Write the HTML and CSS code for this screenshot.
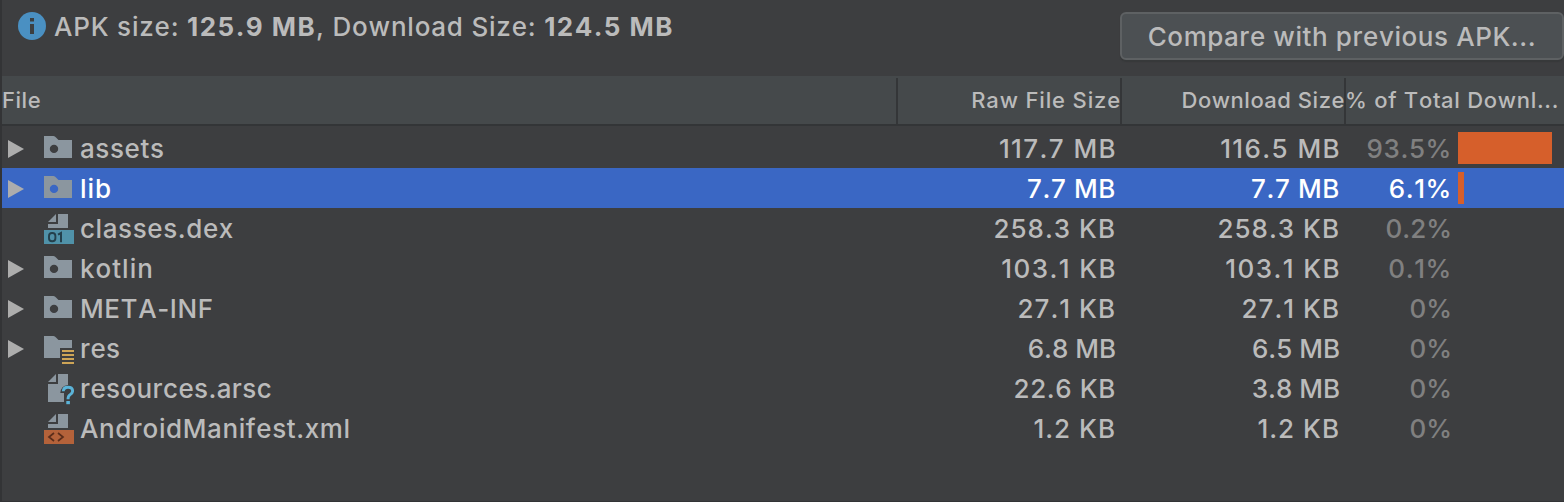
FILE: index.html
```html
<!DOCTYPE html>
<html lang="en">
<head>
<meta charset="utf-8">
<title>APK Analyzer</title>
<link rel="stylesheet" href="styles.css">
</head>
<body>
<svg class="defs" width="0" height="0">
  <defs>
    <symbol id="arrow" viewBox="0 0 16 18"><path d="M0 0L16 9L0 18Z" fill="#adadad"/></symbol>
    <symbol id="folder" viewBox="0 0 30 40"><path fill-rule="evenodd" d="M0 8H9.5Q11 8 12 9.5L14.5 12H28V30H0ZM10 16.7a4.2 4.2 0 1 0 0 8.4a4.2 4.2 0 0 0 0-8.4Z" fill="#8b969f"/></symbol>
    <symbol id="res" viewBox="0 0 30 40"><path d="M0 8H9.5Q11 8 12 9.5L14.5 12H28V20H16V30H0Z" fill="#8b969f"/><path d="M16 20h14v1.7H16z" fill="#3d3e40"/><path d="M18 22h12v2H18zM18 26h12v2H18zM18 30h12v2H18zM18 34h12v2H18z" fill="#cda456"/></symbol>
    <symbol id="dex" viewBox="0 0 30 40"><path d="M12 6V14H4ZM14 6H24V20H4V16H14Z" fill="#8b969f"/><path d="M0 22H30V36H0Z" fill="#5092a9"/><rect x="5" y="25" width="6.4" height="8.2" rx="3" fill="none" stroke="#24404c" stroke-width="1.9"/><path d="M14 26.6L17 25V34.2" fill="none" stroke="#24404c" stroke-width="2"/></symbol>
    <symbol id="arsc" viewBox="0 0 30 40"><path d="M12 6V14H4ZM14 6H24V17Q17 17.5 16.3 25H20V34H4V16H14Z" fill="#8b969f"/><path d="M19.3 23.2Q19.5 19.3 24 19.3Q28.6 19.3 28.6 23Q28.6 25 26.2 26.6Q24 28 24 31.2" fill="none" stroke="#5bb3d8" stroke-width="2.9"/><path d="M22.3 33h3.6v3.2h-3.6z" fill="#5bb3d8"/></symbol>
    <symbol id="xml" viewBox="0 0 30 40"><path d="M12 6V14H4ZM14 6H24V20H4V16H14Z" fill="#8b969f"/><path d="M0 22H30V36H0Z" fill="#b4623a"/><path d="M10 25L5 29L10 33M14 25L19 29L14 33" fill="none" stroke="#5a2d1b" stroke-width="1.7"/></symbol>
  </defs>
</svg>
<div class="panel">
  <header class="summary">
    <svg class="info" viewBox="0 0 28 28"><circle cx="14" cy="14" r="14" fill="#4a90c2"/><path d="M12 6h4v3.6h-4zM12 12h4v10h-4z" fill="#3c3f41"/></svg>
    <div class="sizes"><span>APK size: </span><b>125.9 MB</b><span>, Download Size: </span><b>124.5 MB</b></div>
    <button class="compare">Compare with previous APK...</button>
  </header>
  <div class="cols head">
    <div class="hcell name"><span>File</span></div>
    <div class="hcell raw"><span>Raw File Size</span></div>
    <div class="hcell"><span>Download Size</span></div>
    <div class="hcell last"><span>% of Total Downl...</span></div>
  </div>
  <div class="rows">
    <div class="cols row"><div class="file"><svg class="arrow"><use href="#arrow"/></svg><svg class="icon"><use href="#folder"/></svg><span>assets</span></div><div class="num wide">117.7 MB</div><div class="num wide">116.5 MB</div><div class="pct"><span>93.5%</span><i class="bar" style="width:94px"></i></div></div>
    <div class="cols row selected"><div class="file"><svg class="arrow"><use href="#arrow"/></svg><svg class="icon"><use href="#folder"/></svg><span class="loose">lib</span></div><div class="num">7.7 MB</div><div class="num">7.7 MB</div><div class="pct"><span>6.1%</span><i class="bar" style="width:6px"></i></div></div>
    <div class="cols row"><div class="file"><i class="arrow"></i><svg class="icon"><use href="#dex"/></svg><span>classes.dex</span></div><div class="num loose">258.3 KB</div><div class="num loose">258.3 KB</div><div class="pct tight"><span>0.2%</span></div></div>
    <div class="cols row"><div class="file"><svg class="arrow"><use href="#arrow"/></svg><svg class="icon"><use href="#folder"/></svg><span class="loose">kotlin</span></div><div class="num wide">103.1 KB</div><div class="num wide">103.1 KB</div><div class="pct"><span>0.1%</span></div></div>
    <div class="cols row"><div class="file"><svg class="arrow"><use href="#arrow"/></svg><svg class="icon"><use href="#folder"/></svg><span>META-INF</span></div><div class="num loose">27.1 KB</div><div class="num loose">27.1 KB</div><div class="pct tight"><span>0%</span></div></div>
    <div class="cols row"><div class="file"><svg class="arrow"><use href="#arrow"/></svg><svg class="icon"><use href="#res"/></svg><span class="snug">res</span></div><div class="num tight">6.8 MB</div><div class="num tight">6.5 MB</div><div class="pct tight"><span>0%</span></div></div>
    <div class="cols row"><div class="file"><i class="arrow"></i><svg class="icon"><use href="#arsc"/></svg><span class="snug">resources.arsc</span></div><div class="num">22.6 KB</div><div class="num tight">3.8 MB</div><div class="pct tight"><span>0%</span></div></div>
    <div class="cols row"><div class="file"><i class="arrow"></i><svg class="icon"><use href="#xml"/></svg><span>AndroidManifest.xml</span></div><div class="num loose">1.2 KB</div><div class="num loose">1.2 KB</div><div class="pct tight"><span>0%</span></div></div>
  </div>
</div>
</body>
</html>
```
FILE: styles.css
```css
* { box-sizing: border-box; }
body { margin: 0; background: #3d3e40; color: #bbb; font: 450 26px/40px Inter, sans-serif; letter-spacing: 0.6px; font-kerning: none; overflow: hidden; }
.defs { position: absolute; }
.panel { height: 502px; border-left: 2px solid #333436; border-bottom: 1px solid #333436; }
.summary { display: flex; align-items: flex-start; height: 76px; padding-left: 16px; }
.info { width: 28px; height: 28px; margin-top: 12px; flex: none; }
.sizes { margin: 7px 0 0 8px; white-space: pre; letter-spacing: 0.8px; }
.sizes b { font-weight: 700; letter-spacing: 1.45px; }
.compare { width: 444px; height: 48px; margin: 12px 0 0 auto; padding: 2px 0 0; flex: none; border: 2px solid #5e6163; border-radius: 6px; background: #4c5053; color: #bbb; font: inherit; letter-spacing: 0.58px; box-shadow: 0 2px 1px #37393a; white-space: nowrap; }
.cols { display: grid; grid-template-columns: 896px 224px 224px 1fr; }
.head { height: 50px; background: #45494b; border-bottom: 2px solid #333537; font-size: 22px; line-height: 48px; letter-spacing: 0.54px; }
.hcell { height: 46px; margin-top: 2px; line-height: 45px; border-right: 2px solid #343638; text-align: right; white-space: nowrap; }
.hcell span { margin-right: -1px; }
.hcell.name, .hcell.last { text-align: left; }
.raw { letter-spacing: 0.85px; }
.hcell.last { border: 0; letter-spacing: 0.72px; }
.hcell.last span { margin-left: -1px; }
.rows { padding-top: 2px; }
.row { height: 40px; line-height: 41px; white-space: nowrap; }
.selected { background: #3a67c4; color: #fff; }
.file { display: flex; padding-left: 6px; }
.arrow { width: 16px; height: 18px; margin-top: 12px; flex: none; }
.icon { width: 30px; height: 40px; margin: 0 6px 0 20px; flex: none; }
.num { text-align: right; padding-right: 6px; }
.wide { letter-spacing: 1.4px; padding-right: 5px; }
.loose { letter-spacing: 1px; }
.snug { letter-spacing: 0.38px; }
.tight { letter-spacing: 0; }
.pct { display: flex; color: #808080; }
.pct span { width: 106px; text-align: right; }
.selected .pct { color: #fff; }
.bar { height: 32px; margin: 4px 0 0 6px; background: #d65f2b; }
```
··········
What the exercise asks:
Copy the data word for word. Pictures do not go in the copy.

Output below:
Write the HTML and CSS code for this screenshot.
FILE: index.html
```html
<!DOCTYPE html>
<html lang="en">
<head>
<meta charset="utf-8">
<title>APK Analyzer</title>
<link rel="stylesheet" href="styles.css">
</head>
<body>
<svg class="defs" width="0" height="0">
  <defs>
    <symbol id="arrow" viewBox="0 0 16 18"><path d="M0 0L16 9L0 18Z" fill="#adadad"/></symbol>
    <symbol id="folder" viewBox="0 0 30 40"><path fill-rule="evenodd" d="M0 8H9.5Q11 8 12 9.5L14.5 12H28V30H0ZM10 16.7a4.2 4.2 0 1 0 0 8.4a4.2 4.2 0 0 0 0-8.4Z" fill="#8b969f"/></symbol>
    <symbol id="res" viewBox="0 0 30 40"><path d="M0 8H9.5Q11 8 12 9.5L14.5 12H28V20H16V30H0Z" fill="#8b969f"/><path d="M16 20h14v1.7H16z" fill="#3d3e40"/><path d="M18 22h12v2H18zM18 26h12v2H18zM18 30h12v2H18zM18 34h12v2H18z" fill="#cda456"/></symbol>
    <symbol id="dex" viewBox="0 0 30 40"><path d="M12 6V14H4ZM14 6H24V20H4V16H14Z" fill="#8b969f"/><path d="M0 22H30V36H0Z" fill="#5092a9"/><rect x="5" y="25" width="6.4" height="8.2" rx="3" fill="none" stroke="#24404c" stroke-width="1.9"/><path d="M14 26.6L17 25V34.2" fill="none" stroke="#24404c" stroke-width="2"/></symbol>
    <symbol id="arsc" viewBox="0 0 30 40"><path d="M12 6V14H4ZM14 6H24V17Q17 17.5 16.3 25H20V34H4V16H14Z" fill="#8b969f"/><path d="M19.3 23.2Q19.5 19.3 24 19.3Q28.6 19.3 28.6 23Q28.6 25 26.2 26.6Q24 28 24 31.2" fill="none" stroke="#5bb3d8" stroke-width="2.9"/><path d="M22.3 33h3.6v3.2h-3.6z" fill="#5bb3d8"/></symbol>
    <symbol id="xml" viewBox="0 0 30 40"><path d="M12 6V14H4ZM14 6H24V20H4V16H14Z" fill="#8b969f"/><path d="M0 22H30V36H0Z" fill="#b4623a"/><path d="M10 25L5 29L10 33M14 25L19 29L14 33" fill="none" stroke="#5a2d1b" stroke-width="1.7"/></symbol>
  </defs>
</svg>
<div class="panel">
  <header class="summary">
    <svg class="info" viewBox="0 0 28 28"><circle cx="14" cy="14" r="14" fill="#4a90c2"/><path d="M12 6h4v3.6h-4zM12 12h4v10h-4z" fill="#3c3f41"/></svg>
    <div class="sizes"><span>APK size: </span><b>125.9 MB</b><span>, Download Size: </span><b>124.5 MB</b></div>
    <button class="compare">Compare with previous APK...</button>
  </header>
  <div class="cols head">
    <div class="hcell name"><span>File</span></div>
    <div class="hcell raw"><span>Raw File Size</span></div>
    <div class="hcell"><span>Download Size</span></div>
    <div class="hcell last"><span>% of Total Downl...</span></div>
  </div>
  <div class="rows">
    <div class="cols row"><div class="file"><svg class="arrow"><use href="#arrow"/></svg><svg class="icon"><use href="#folder"/></svg><span>assets</span></div><div class="num wide">117.7 MB</div><div class="num wide">116.5 MB</div><div class="pct"><span>93.5%</span><i class="bar" style="width:94px"></i></div></div>
    <div class="cols row selected"><div class="file"><svg class="arrow"><use href="#arrow"/></svg><svg class="icon"><use href="#folder"/></svg><span class="loose">lib</span></div><div class="num">7.7 MB</div><div class="num">7.7 MB</div><div class="pct"><span>6.1%</span><i class="bar" style="width:6px"></i></div></div>
    <div class="cols row"><div class="file"><i class="arrow"></i><svg class="icon"><use href="#dex"/></svg><span>classes.dex</span></div><div class="num loose">258.3 KB</div><div class="num loose">258.3 KB</div><div class="pct tight"><span>0.2%</span></div></div>
    <div class="cols row"><div class="file"><svg class="arrow"><use href="#arrow"/></svg><svg class="icon"><use href="#folder"/></svg><span class="loose">kotlin</span></div><div class="num wide">103.1 KB</div><div class="num wide">103.1 KB</div><div class="pct"><span>0.1%</span></div></div>
    <div class="cols row"><div class="file"><svg class="arrow"><use href="#arrow"/></svg><svg class="icon"><use href="#folder"/></svg><span>META-INF</span></div><div class="num loose">27.1 KB</div><div class="num loose">27.1 KB</div><div class="pct tight"><span>0%</span></div></div>
    <div class="cols row"><div class="file"><svg class="arrow"><use href="#arrow"/></svg><svg class="icon"><use href="#res"/></svg><span class="snug">res</span></div><div class="num tight">6.8 MB</div><div class="num tight">6.5 MB</div><div class="pct tight"><span>0%</span></div></div>
    <div class="cols row"><div class="file"><i class="arrow"></i><svg class="icon"><use href="#arsc"/></svg><span class="snug">resources.arsc</span></div><div class="num">22.6 KB</div><div class="num tight">3.8 MB</div><div class="pct tight"><span>0%</span></div></div>
    <div class="cols row"><div class="file"><i class="arrow"></i><svg class="icon"><use href="#xml"/></svg><span>AndroidManifest.xml</span></div><div class="num loose">1.2 KB</div><div class="num loose">1.2 KB</div><div class="pct tight"><span>0%</span></div></div>
  </div>
</div>
</body>
</html>
```
FILE: styles.css
```css
* { box-sizing: border-box; }
body { margin: 0; background: #3d3e40; color: #bbb; font: 450 26px/40px Inter, sans-serif; letter-spacing: 0.6px; font-kerning: none; overflow: hidden; }
.defs { position: absolute; }
.panel { height: 502px; border-left: 2px solid #333436; border-bottom: 1px solid #333436; }
.summary { display: flex; align-items: flex-start; height: 76px; padding-left: 16px; }
.info { width: 28px; height: 28px; margin-top: 12px; flex: none; }
.sizes { margin: 7px 0 0 8px; white-space: pre; letter-spacing: 0.8px; }
.sizes b { font-weight: 700; letter-spacing: 1.45px; }
.compare { width: 444px; height: 48px; margin: 12px 0 0 auto; padding: 2px 0 0; flex: none; border: 2px solid #5e6163; border-radius: 6px; background: #4c5053; color: #bbb; font: inherit; letter-spacing: 0.58px; box-shadow: 0 2px 1px #37393a; white-space: nowrap; }
.cols { display: grid; grid-template-columns: 896px 224px 224px 1fr; }
.head { height: 50px; background: #45494b; border-bottom: 2px solid #333537; font-size: 22px; line-height: 48px; letter-spacing: 0.54px; }
.hcell { height: 46px; margin-top: 2px; line-height: 45px; border-right: 2px solid #343638; text-align: right; white-space: nowrap; }
.hcell span { margin-right: -1px; }
.hcell.name, .hcell.last { text-align: left; }
.raw { letter-spacing: 0.85px; }
.hcell.last { border: 0; letter-spacing: 0.72px; }
.hcell.last span { margin-left: -1px; }
.rows { padding-top: 2px; }
.row { height: 40px; line-height: 41px; white-space: nowrap; }
.selected { background: #3a67c4; color: #fff; }
.file { display: flex; padding-left: 6px; }
.arrow { width: 16px; height: 18px; margin-top: 12px; flex: none; }
.icon { width: 30px; height: 40px; margin: 0 6px 0 20px; flex: none; }
.num { text-align: right; padding-right: 6px; }
.wide { letter-spacing: 1.4px; padding-right: 5px; }
.loose { letter-spacing: 1px; }
.snug { letter-spacing: 0.38px; }
.tight { letter-spacing: 0; }
.pct { display: flex; color: #808080; }
.pct span { width: 106px; text-align: right; }
.selected .pct { color: #fff; }
.bar { height: 32px; margin: 4px 0 0 6px; background: #d65f2b; }
```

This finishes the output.